The exact nature of Blumenthal’s work with the businessmen trying to get work remains unclear; he isn’t answering press inquiries about it, although it’s likely that the Congressional panel looking into the Benghazi debacle will soon call him in for a grilling.

Was Blumenthal trying to personally profit from his relationship with Clinton? We don’t know. Did the secretary of state know about his business interests, and whether or not they overlapped and/or conflicted with his work at the Clinton Foundation? Once again, more questions than answers.

Clinton hasn’t answered any of these questions, although she recently made a point of defending Blumenthal. “I have many, many old friends, and I always think that it’s important when you get into politics to have friends you had before you were in politics, and to understand what’s on their minds,” she said. “He’s been a friend of mine for a long time.”

That doesn’t sound like a candidate concerned about the obvious conflicts of interest and possible improprieties surrounding her. And Clinton’s seeming nonchalance could come back to haunt her: a recent national poll of registered voters showed that 54% don’t consider her honest and trustworthy, and that number goes up to 61% among independents not registered as Democrat or Republican.

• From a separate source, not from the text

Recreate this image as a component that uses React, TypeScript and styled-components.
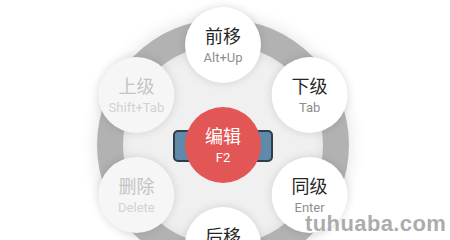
import { FC } from "react";
import styled, { createGlobalStyle } from "styled-components";

const GlobalStyle = createGlobalStyle`
  html, body {
    margin: 0;
    padding: 0;
    background: #ffffff;
    overflow: hidden;
  }
  body {
    font-family: "Noto Sans", "Noto Sans CJK SC", sans-serif;
  }
`;

interface MenuItem {
  key: string;
  label: string;
  shortcut: string;
  angle: number;
  disabled?: boolean;
}

const items: MenuItem[] = [
  { key: "prev", label: "前移", shortcut: "Alt+Up", angle: -90 },
  { key: "child", label: "下级", shortcut: "Tab", angle: -30 },
  { key: "sibling", label: "同级", shortcut: "Enter", angle: 30 },
  { key: "next", label: "后移", shortcut: "Alt+Down", angle: 90 },
  { key: "delete", label: "删除", shortcut: "Delete", angle: 150, disabled: true },
  { key: "parent", label: "上级", shortcut: "Shift+Tab", angle: 210, disabled: true },
];

const ORBIT = 100;

const App: FC = (): JSX.Element => {
  return (
    <>
      <GlobalStyle />
      <Page>
        <Ring>
          <Inner />
          <Selected />
          {items.map((item) => {
            const rad = (item.angle * Math.PI) / 180;
            const x = ORBIT * Math.cos(rad);
            const y = ORBIT * Math.sin(rad);
            return (
              <Bubble
                key={item.key}
                $disabled={item.disabled}
                style={{ transform: `translate(${x}px, ${y}px)` }}
              >
                <Label $disabled={item.disabled}>{item.label}</Label>
                <Shortcut $disabled={item.disabled}>{item.shortcut}</Shortcut>
              </Bubble>
            );
          })}
          <Center>
            <CenterLabel>编辑</CenterLabel>
            <CenterKey>F2</CenterKey>
          </Center>
        </Ring>
        <Watermark>tuhuaba.com</Watermark>
      </Page>
    </>
  );
};

const Page = styled.div`
  position: relative;
  width: 450px;
  height: 240px;
  overflow: hidden;
  background: #ffffff;
  padding: 19px 0 0 97px;
  box-sizing: border-box;
`;

const Ring = styled.div`
  width: 252px;
  height: 252px;
  border-radius: 50%;
  background: radial-gradient(circle, #b2b2b2 70%, #a0a0a0 100%);
  box-shadow: 0 0 18px rgba(0, 0, 0, 0.12);
  display: grid;
  place-items: center;

  & > * {
    grid-area: 1 / 1;
  }
`;

const Inner = styled.div`
  width: 200px;
  height: 200px;
  border-radius: 50%;
  background: #f0f0f0;
  box-shadow: inset 0 0 14px rgba(0, 0, 0, 0.08);
`;

const Selected = styled.div`
  width: 96px;
  height: 28px;
  border-radius: 5px;
  background: #5f8aa9;
  border: 2px solid #2f3d48;
  margin-top: 2px;
`;

const Bubble = styled.div<{ $disabled?: boolean }>`
  width: 76px;
  height: 76px;
  border-radius: 50%;
  background: ${(p) => (p.$disabled ? "#f6f6f6" : "#ffffff")};
  box-shadow: 0 0 10px rgba(0, 0, 0, 0.13);
  display: flex;
  flex-direction: column;
  align-items: center;
  justify-content: center;
  gap: 3px;
`;

const Label = styled.div<{ $disabled?: boolean }>`
  font-size: 18px;
  line-height: 22px;
  color: ${(p) => (p.$disabled ? "#c4c4c4" : "#262626")};
`;

const Shortcut = styled.div<{ $disabled?: boolean }>`
  font-family: "Roboto", "Noto Sans", sans-serif;
  font-size: 13px;
  line-height: 16px;
  color: ${(p) => (p.$disabled ? "#d2d2d2" : "#8e8e8e")};
`;

const Center = styled.div`
  width: 76px;
  height: 76px;
  border-radius: 50%;
  background: #e25656;
  display: flex;
  flex-direction: column;
  align-items: center;
  justify-content: center;
  gap: 2px;
  color: #ffffff;
`;

const CenterLabel = styled.div`
  font-size: 18px;
  line-height: 22px;
`;

const CenterKey = styled.div`
  font-family: "Roboto", "Noto Sans", sans-serif;
  font-size: 13px;
  line-height: 17px;
`;

const Watermark = styled.div`
  position: absolute;
  left: 305px;
  top: 210px;
  font-family: "Liberation Sans", "Noto Sans", sans-serif;
  font-weight: 700;
  font-size: 22px;
  line-height: 28px;
  color: rgba(150, 150, 150, 0.8);
  letter-spacing: 0.4px;
`;

export default App;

There’s only one cure for being seen as less than honest: Clinton should come clean with the public, and inform even her most loyal political soldiers that the days of triangulation, ethical conflicts and constant spin are over. If Team Clinton wants to present its candidate as fresh and untainted, they should realize that persuading her to walk the straight and narrow — something she has resisted doing — might turn out to be the most direct path to the White House.